Better yet: Check out Should I Remove It? That is a free program that looks at all your PCs applications, tells you what they do, and helps you pick off the useless stragglers.
(Excerpt) Read more at bostonglobe.com ...
Yup—any flavor is better than the crap that comes with machines these days.
Not really. The included software is from the hardware manufacturer, provided so you have basic functionality available as soon as you turn the computer on. You can't exactly download Firefox if you don't have a web browser to download it with (and offhand I can't think of any way of obtaining Firefox et al on physical media without borrowing someone else's computer, downloading, copying the file onto some other media; stores don't sell it, and you can't order physical copies if you don't have a browser). There's a few other apps, but they're unobtrusive and easy to remove.
"Bloatware" is, generally speaking, content which other companies pay the computer manufacturer to include. Frequently this content is installed to automatically run, throw "give us money" ads in your face, and are a bear to uninstall (so bad that the usual recommendation is erase everything and reinstall the OS, a pretty d@mn drastic measure). It's bad enough that you actually have to PAY the manufacturer to NOT include that stuff.
I can't really imagine what apps are included out-of-the-box on a Mac that you could possibly object to. Contact list, calendar, todo list, notepad, document previewer, iTunes (central to the Apple ecosystem), and a browser (without which it's a serious pain to get anything else like Firefox, MS Office, etc). There's a difference between "minimum common functionality included so you can start using the machine out-of-the-box" vs "OMFG get this $#!^ off my system, I can't use this machine until I format main storage and find a copy of Windows to re-install from".
Thank you for posting this. I just received a new laptop for my birthday and it`s a Lenovo! My daughter`s friend helped set it up and quickly removed that fish thing.
Absolutely. Make an image copy right away after your own apps installation and you have an install image with whatever base software you know you'll be using.
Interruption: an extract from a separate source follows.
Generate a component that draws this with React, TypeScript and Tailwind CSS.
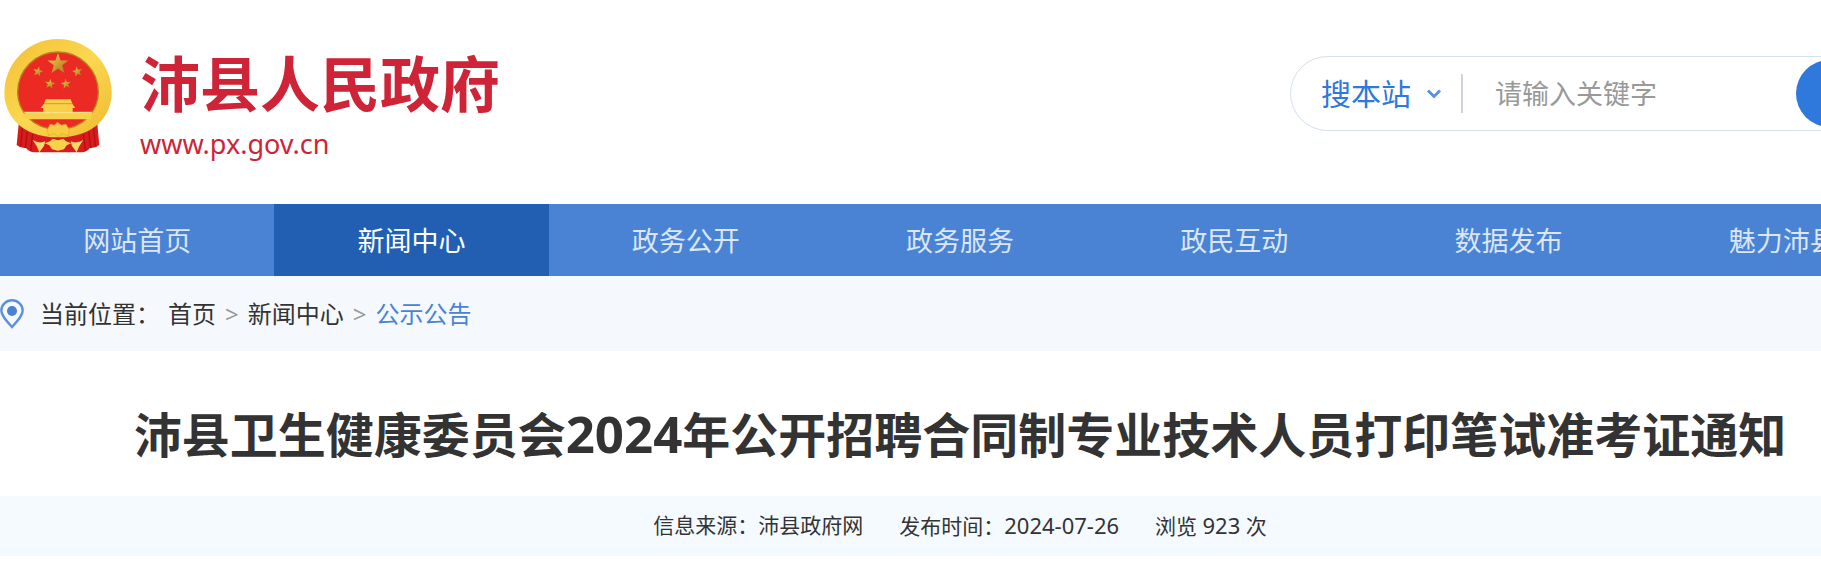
import React from "react";

const navItems = ["网站首页", "新闻中心", "政务公开", "政务服务", "政民互动", "数据发布", "魅力沛县"];

const starPath =
  "M0 -1 L0.235 -0.324 L0.951 -0.309 L0.38 0.124 L0.588 0.809 L0 0.4 L-0.588 0.809 L-0.38 0.124 L-0.951 -0.309 L-0.235 -0.324 Z";

const stars = [
  { x: 174, y: 102, r: 33, a: 0 },
  { x: 114, y: 125, r: 16, a: 12 },
  { x: 232, y: 125, r: 16, a: -12 },
  { x: 150, y: 162, r: 16, a: 8 },
  { x: 198, y: 162, r: 16, a: -8 },
];

function Emblem() {
  return (
    <svg viewBox="12 24 324 348" className="h-[116px] w-[108px] shrink-0" role="img" aria-label="国徽">
      <defs>
        <linearGradient id="gold" x1="0" y1="0" x2="1" y2="1">
          <stop offset="0" stopColor="#f3bf35" />
          <stop offset="0.5" stopColor="#fbd750" />
          <stop offset="1" stopColor="#efb931" />
        </linearGradient>
        <linearGradient id="star" x1="0" y1="0" x2="1" y2="1">
          <stop offset="0" stopColor="#f7cf52" />
          <stop offset="1" stopColor="#a8741c" />
        </linearGradient>
      </defs>
      <path d="M58 262 L50 345 Q62 356 78 354 Q86 366 104 367 L244 367 Q262 366 270 354 Q286 356 298 345 L290 262 Z" fill="#d81b1c" />
      <path d="M68 285 L62 348 M82 304 L76 354 M98 312 L92 362 M280 285 L286 348 M266 304 L272 354 M250 312 L256 362" stroke="#b01015" strokeWidth="4" />
      <path d="M13 188 A161 161 0 0 1 335 188 C335 250 290 322 174 322 C58 322 13 250 13 188 Z" fill="url(#gold)" />
      <path d="M53 187 A121 121 0 0 1 295 187 C295 240 252 298 174 298 C96 298 53 240 53 187 Z" fill="#ec2a24" stroke="#b9811d" strokeWidth="4" />
      {stars.map((s) => (
        <path key={s.x} d={starPath} fill="url(#star)" transform={`translate(${s.x} ${s.y}) rotate(${s.a}) scale(${s.r})`} />
      ))}
      <path d="M137 208 H212 L217 221 L226 234 H122 L132 221 Z" fill="#f9cf4b" />
      <path d="M132 221 H217" stroke="#d99a25" strokeWidth="3" />
      <path d="M130 234 H218 V245 H277 L272 268 H77 L72 245 H130 Z" fill="#f9cf4b" />
      <path d="M77 248 H272" stroke="#fde58a" strokeWidth="3" />
      <path d="M142 300 L150 283 L163 286 L172 277 L184 286 L198 283 L208 300 L204 318 L186 310 L174 320 L162 310 L146 318 Z" fill="#f7cc45" stroke="#e5ab2e" strokeWidth="2" />
      <path d="M98 330 Q118 342 136 334 L132 348 L118 367 Q110 345 98 330 Z" fill="#f9d86a" />
      <path d="M250 330 Q230 342 212 334 L216 348 L230 367 Q238 345 250 330 Z" fill="#f9d86a" />
      <path d="M134 340 L150 334 L158 326 L174 331 L190 326 L198 334 L214 340 L200 346 L192 358 L174 362 L156 358 L148 346 Z" fill="#f9d24c" />
    </svg>
  );
}

function PinIcon() {
  return (
    <svg viewBox="0 0 24 30" className="h-[30px] w-6 shrink-0" aria-hidden="true">
      <path d="M12 1.3 C6 1.3 1.3 6 1.3 11.5 C1.3 16 5 20.5 12 28 C19 20.5 22.7 16 22.7 11.5 C22.7 6 18 1.3 12 1.3 Z" fill="none" stroke="#5b90dc" strokeWidth="2.4" />
      <circle cx="12" cy="12" r="5" fill="#4a82d3" />
    </svg>
  );
}

export default function App() {
  return (
    <div className="overflow-hidden bg-white font-['Noto_Sans','Noto_Sans_CJK_SC',sans-serif] text-[#333333]">
      <div className="min-w-[1920px]">
        <header className="flex h-[204px] items-start justify-between pl-1">
          <a href="#home" className="flex items-start gap-7 pt-[38px] text-[#cf2437]">
            <Emblem />
            <span className="flex flex-col">
              <span className="text-[60px] leading-[92px] font-bold">沛县人民政府</span>
              <span className="text-[27px] leading-7">www.px.gov.cn</span>
            </span>
          </a>
          <form className="mt-14 flex h-[75px] w-[630px] items-center rounded-full border border-[#d5dfe9] pr-1 pl-[30px]">
            <button type="button" className="flex items-center gap-4 text-[30px] leading-10 text-[#2f78dc]">
              搜本站
              <svg viewBox="0 0 14 10" className="h-[10px] w-[14px]" aria-hidden="true">
                <path d="M1 1.5 L7 7.5 L13 1.5" fill="none" stroke="#5b90e0" strokeWidth="2.8" />
              </svg>
            </button>
            <span className="ml-5 h-[39px] w-0.5 bg-[#d0d3da]" />
            <input
              type="text"
              aria-label="请输入关键字"
              placeholder="请输入关键字"
              className="ml-8 min-w-0 flex-1 text-[27px] leading-10 outline-none placeholder:text-[#999999]"
            />
            <button type="submit" aria-label="搜索" className="flex h-[67px] w-[119px] items-center justify-center rounded-full bg-[#2f78dc] text-white">
              <svg viewBox="0 0 24 24" className="size-8" aria-hidden="true">
                <path d="M16 16 L22 22 M18 10 A8 8 0 1 1 2 10 A8 8 0 1 1 18 10" fill="none" stroke="currentColor" strokeWidth="2" />
              </svg>
            </button>
          </form>
        </header>

        <nav className="grid h-[72px] grid-cols-7 bg-[#4a83d4]">
          {navItems.map((item) => (
            <a
              key={item}
              href={`#${item}`}
              className={
                item === "新闻中心"
                  ? "flex items-center justify-center bg-[#225fb2] pt-0.5 text-[27px] text-white"
                  : "flex items-center justify-center pt-0.5 text-[27px] text-[#dbe6f6]"
              }
            >
              {item}
            </a>
          ))}
        </nav>

        <div className="flex h-[75px] items-center bg-[#f5f8fd] text-2xl">
          <PinIcon />
          <span className="ml-4">当前位置：</span>
          <a href="#home" className="ml-2">首页</a>
          <span className="mx-[9px] text-2xl text-[#999999]">&gt;</span>
          <a href="#news">新闻中心</a>
          <span className="mx-[9px] text-2xl text-[#999999]">&gt;</span>
          <a href="#notice" className="text-[#4a83d4]">公示公告</a>
        </div>

        <main>
          <h1 className="flex h-[145px] items-center justify-center pt-5 text-5xl font-bold">
            <span>
              沛县卫生健康委员会<span className="text-[51px]">2024</span>年公开招聘合同制专业技术人员打印笔试准考证通知
            </span>
          </h1>
          <div className="flex h-[60px] items-center justify-center gap-9 bg-[#f4faff] text-[21px]">
            <span>信息来源：沛县政府网</span>
            <span>
              发布时间：<span className="text-[22px]">2024-07-26</span>
            </span>
            <span>
              浏览 <span className="text-[22px]">923</span> 次
            </span>
          </div>
        </main>
      </div>
    </div>
  );
}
If you back up your personal data to an external device you can flush your system whenever you like. I do it just to keep teh cruft down.
How to remove the dangerous Superfish adware preinstalled on Lenovo PCs ... How do I know if my Lenovo PC has Superfish preinstalled?
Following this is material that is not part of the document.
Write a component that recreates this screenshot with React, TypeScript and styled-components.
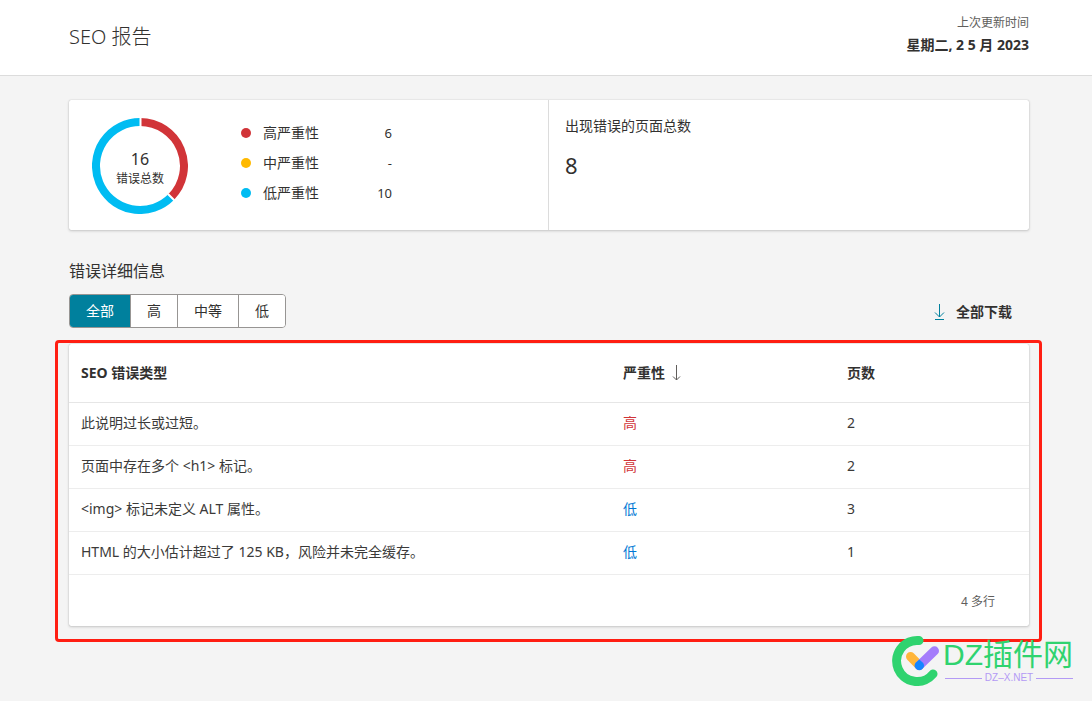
import React from "react";
import styled, { createGlobalStyle } from "styled-components";

const GlobalStyle = createGlobalStyle`
  *, *::before, *::after { box-sizing: border-box; }
  body {
    margin: 0;
    background: #f4f4f4;
    color: #323130;
    font-family: "Noto Sans", "Noto Sans CJK SC", sans-serif;
    font-size: 14px;
    line-height: 20px;
  }
  h1, h2, h3, p, dl, dd { margin: 0; font-weight: 400; }
  button { font: inherit; color: inherit; cursor: pointer; }
`;

const Page = styled.div`
  position: relative;
  min-height: 100vh;
`;

const Header = styled.header`
  display: flex;
  justify-content: space-between;
  height: 76px;
  padding: 13px 63px 0 69px;
  background: #fff;
  border-bottom: 1px solid #dcdcdc;
`;

const Title = styled.h1`
  padding-top: 10px;
  font-size: 20px;
  font-weight: 300;
  line-height: 28px;
`;

const Updated = styled.div`
  text-align: right;
`;

const UpdatedLabel = styled.p`
  color: #605e5c;
  font-size: 12px;
`;

const UpdatedDate = styled.p`
  padding-top: 2px;
  font-weight: 700;
`;

const Main = styled.main`
  padding: 24px 63px 59px 69px;
`;

const Card = styled.section`
  background: #fff;
  border-radius: 2px;
  box-shadow: 0 0 1px rgba(0, 0, 0, 0.3), 0 1px 3px rgba(0, 0, 0, 0.18);
`;

const Summary = styled(Card)`
  display: grid;
  grid-template-columns: 1fr 1fr;
  height: 130px;
`;

const Totals = styled.div`
  display: flex;
  align-items: center;
  padding: 2px 0 0 23px;
  border-right: 1px solid #dcdcdc;
`;

const Donut = styled.div`
  display: grid;
  width: 96px;
  height: 96px;
  > * { grid-area: 1 / 1; }
`;

const DonutText = styled.div`
  align-self: center;
  padding-top: 6px;
  text-align: center;
  font-size: 12px;
`;

const DonutValue = styled.div`
  font-size: 16px;
`;

const Legend = styled.dl`
  display: grid;
  gap: 10px;
  width: 151px;
  margin-left: 53px;
  padding-bottom: 6px;
`;

const LegendRow = styled.div`
  display: flex;
  justify-content: space-between;
  dt { display: flex; align-items: center; gap: 12px; }
  dd { font-size: 13px; }
`;

const Dot = styled.span<{ $color: string }>`
  width: 10px;
  height: 10px;
  border-radius: 50%;
  background: ${(p) => p.$color};
`;

const PagesTotal = styled.div`
  padding: 16px 16px 0;
`;

const PagesLabel = styled.h3`
  font-size: 14px;
  line-height: 20px;
`;

const PagesValue = styled.p`
  padding-top: 15px;
  font-size: 22px;
  line-height: 28px;
`;

const SectionTitle = styled.h2`
  margin-top: 29px;
  font-size: 16px;
  line-height: 24px;
`;

const Toolbar = styled.div`
  display: flex;
  align-items: center;
  justify-content: space-between;
  margin: 11px 0 12px;
  padding-right: 17px;
`;

const Segments = styled.div`
  display: flex;
  height: 34px;
  overflow: hidden;
  border: 1px solid #979593;
  border-radius: 4px;
`;

const Segment = styled.button<{ $active?: boolean }>`
  padding: 0 16px;
  border: 0;
  background: ${(p) => (p.$active ? "#00809d" : "#fff")};
  color: ${(p) => (p.$active ? "#fff" : "#323130")};
  & + & { border-left: 1px solid #979593; }
`;

const Download = styled.button`
  display: flex;
  align-items: center;
  gap: 10px;
  padding: 2px 0 0;
  border: 0;
  background: none;
  font-weight: 700;
`;

const Highlight = styled.div`
  margin: 0 -13px 0 -14px;
  padding: 1px 10px 13px 11px;
  border: 3px solid #ff1e12;
  border-radius: 4px;
`;

const Table = styled.table`
  width: 100%;
  table-layout: fixed;
  border-collapse: collapse;
  text-align: left;
`;

const HeadCell = styled.th<{ $width?: number }>`
  width: ${(p) => (p.$width ? `${p.$width}px` : "auto")};
  height: 58px;
  padding: 0 12px;
  border-bottom: 1px solid #e6e6e6;
  font-weight: 700;
`;

const SortButton = styled.button`
  display: flex;
  align-items: center;
  gap: 6px;
  padding: 0;
  border: 0;
  background: none;
`;

const Cell = styled.td<{ $color?: string }>`
  height: 43px;
  padding: 0 12px 2px;
  border-bottom: 1px solid #ededed;
  color: ${(p) => p.$color ?? "#3b3a39"};
`;

const RowCount = styled.p`
  padding: 17px 34px 14px;
  text-align: right;
  color: #605e5c;
  font-size: 12px;
`;

const Watermark = styled.a`
  position: absolute;
  right: 19px;
  top: 636px;
  display: flex;
  gap: 1px;
  text-decoration: none;
  font-family: "Liberation Sans", "Noto Sans CJK SC", sans-serif;
`;

const WatermarkName = styled.div`
  padding-top: 1px;
  color: #2fd36f;
  font-size: 30px;
  line-height: 36px;
  white-space: nowrap;
`;

const WatermarkDomain = styled.div`
  display: flex;
  align-items: center;
  gap: 3px;
  padding-left: 2px;
  color: #b39af5;
  font-size: 10px;
  line-height: 10px;
  &::before, &::after {
    content: "";
    flex: 1;
    height: 1px;
    background: #b39af5;
  }
`;

const legend = [
  { label: "高严重性", value: "6", color: "#d13438" },
  { label: "中严重性", value: "-", color: "#ffb900" },
  { label: "低严重性", value: "10", color: "#00bcf2" },
];

const HIGH = "#d13438";
const LOW = "#0078d4";

const errors = [
  { type: "此说明过长或过短。", severity: "高", color: HIGH, pages: 2 },
  { type: "页面中存在多个 <h1> 标记。", severity: "高", color: HIGH, pages: 2 },
  { type: "<img> 标记未定义 ALT 属性。", severity: "低", color: LOW, pages: 3 },
  { type: "HTML 的大小估计超过了 125 KB，风险并未完全缓存。", severity: "低", color: LOW, pages: 1 },
];

const filters = ["全部", "高", "中等", "低"];

function DonutChart() {
  return (
    <svg width="96" height="96" viewBox="0 0 96 96" fill="none" strokeWidth="8" aria-hidden="true">
      <path d="M79.1 79.1A44 44 0 1 1 48 4" stroke="#00bcf2" />
      <path d="M48 4A44 44 0 0 1 79.1 79.1" stroke="#d13438" />
      <path d="M48.5 0V9M76 76L83 83" stroke="#fff" strokeWidth="2" />
    </svg>
  );
}

export default function App() {
  const [active, setActive] = React.useState(filters[0]);
  return (
    <Page>
      <GlobalStyle />
      <Header>
        <Title>SEO 报告</Title>
        <Updated>
          <UpdatedLabel>上次更新时间</UpdatedLabel>
          <UpdatedDate>星期二, 2 5 月 2023</UpdatedDate>
        </Updated>
      </Header>
      <Main>
        <Summary>
          <Totals>
            <Donut>
              <DonutChart />
              <DonutText>
                <DonutValue>16</DonutValue>
                错误总数
              </DonutText>
            </Donut>
            <Legend>
              {legend.map((item) => (
                <LegendRow key={item.label}>
                  <dt>
                    <Dot $color={item.color} />
                    {item.label}
                  </dt>
                  <dd>{item.value}</dd>
                </LegendRow>
              ))}
            </Legend>
          </Totals>
          <PagesTotal>
            <PagesLabel>出现错误的页面总数</PagesLabel>
            <PagesValue>8</PagesValue>
          </PagesTotal>
        </Summary>

        <SectionTitle>错误详细信息</SectionTitle>
        <Toolbar>
          <Segments role="group" aria-label="严重性">
            {filters.map((name) => (
              <Segment
                key={name}
                type="button"
                $active={name === active}
                aria-pressed={name === active}
                onClick={() => setActive(name)}
              >
                {name}
              </Segment>
            ))}
          </Segments>
          <Download type="button">
            <svg width="13" height="17" viewBox="0 0 13 17" fill="none" stroke="#00809d" aria-hidden="true">
              <path d="M6.5 0V13M2 8.5L6.5 13L11 8.5M2 15.5H11" />
            </svg>
            全部下载
          </Download>
        </Toolbar>

        <Highlight>
          <Card>
            <Table>
              <thead>
                <tr>
                  <HeadCell scope="col">SEO 错误类型</HeadCell>
                  <HeadCell scope="col" $width={224}>
                    <SortButton type="button">
                      严重性
                      <svg width="11" height="16" viewBox="0 0 11 16" fill="none" stroke="#605e5c" aria-hidden="true">
                        <path d="M5.5 0V15M2 11.5L5.5 15L9 11.5" />
                      </svg>
                    </SortButton>
                  </HeadCell>
                  <HeadCell scope="col" $width={194}>页数</HeadCell>
                </tr>
              </thead>
              <tbody>
                {errors.map((row) => (
                  <tr key={row.type}>
                    <Cell>{row.type}</Cell>
                    <Cell $color={row.color}>{row.severity}</Cell>
                    <Cell>{row.pages}</Cell>
                  </tr>
                ))}
              </tbody>
            </Table>
            <RowCount>4 多行</RowCount>
          </Card>
        </Highlight>
      </Main>

      <Watermark href="#">
        <svg width="50" height="50" viewBox="0 0 50 50" fill="none" strokeWidth="9" strokeLinecap="round" aria-hidden="true">
          <path d="M27 4.6A20.5 20.5 0 1 0 41 38" stroke="#2fd36f" />
          <path d="M18.5 20.5L27.3 29.5" stroke="#ffb53a" />
          <path d="M42.5 14.8L27.3 29.5" stroke="#a47cfb" />
          <path d="M27.3 23.4L31.2 27A4.6 4.6 0 1 1 23.4 27Z" fill="#1485ff" />
        </svg>
        <div>
          <WatermarkName>DZ插件网</WatermarkName>
          <WatermarkDomain>DZ–X.NET</WatermarkDomain>
        </div>
      </Watermark>
    </Page>
  );
}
Ditch that troublesome root certificate.
I use to recommend AVG anti-virus software but they now install the AVG toolbar which is impossible to remove without the program below. Sure AVG gives you instructions on how to remove but they do not actually remove the toolbar.
Use this program to get rid of it.
adwcleaner. http://www.bleepingcomputer.com/download/adwcleaner
Use the free Avast antivirus antispyware.
Kind of difficult for your average Windows Luser. No CD to be had unless you know how to get one.